Mais je ne peux pas raconter son histoire. Non, ce n'est pas vrai. Je peux raconter son histoire. Mais je ne peux pas la réinventer. Depuis le début de ce projet d'écriture, je me suis tenue loin des personnes réelles. J'ai voulu inventer des personnages dans un contexte historique, aux prises avec un événement, mais j'ai tenu à les maintenir dans la fiction. Les détails peuvent être vrais, mais les personnes ne le sont pas. Sauf que Danny pose le problème autrement. Ai-je le droit de raconter son histoire, de me l'approprier suffisamment, en la transformant, pour que ce personnage de Danny ne soit plus autant le Danny d'un après-midi d'avril, mais un autre Danny?

Je savais que cette question reviendrait me hanter. Approcher un événement historique par la fiction, ce ne peut être autrement que de jouer avec le feu, le feu de la vérité et de l'imagination, le feu, aussi, de la confiance qu'un homme comme Danny a eu pour nous/me raconter son histoire. Pour me dévoiler non pas tout, mais cette part de lui fragilisée par la perte de son frère.

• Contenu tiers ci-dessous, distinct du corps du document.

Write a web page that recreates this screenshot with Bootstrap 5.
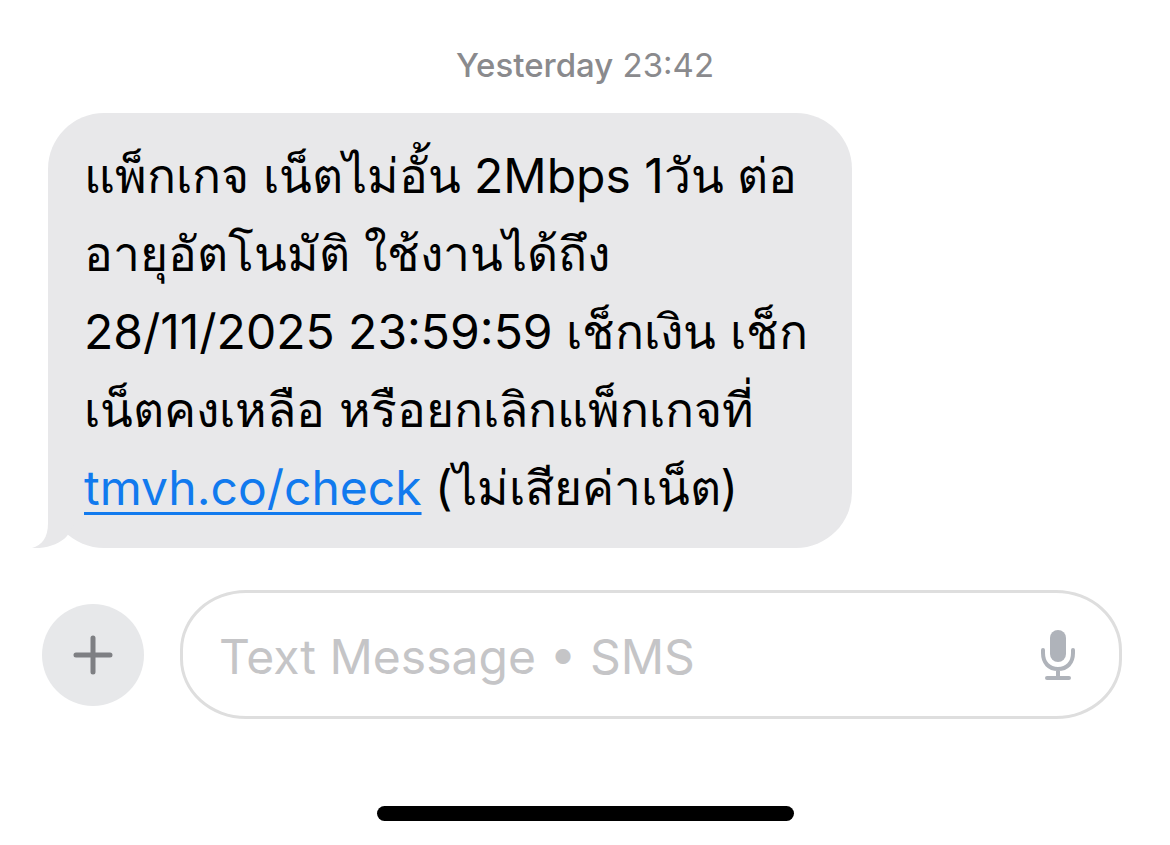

Je n'ai pas de réponse, encore une fois, pas de guide, sur ce que j'ai le droit de faire. Je sais seulement que ce matin, Danny m'a autorisée à utiliser sa photographie, il m'a autorisée à le faire avec la même générosité qu'il m'a dit "I'm sorry for your loss". J'espère seulement être capable de lui retourner la faveur, même si je ne sais pas encore comment.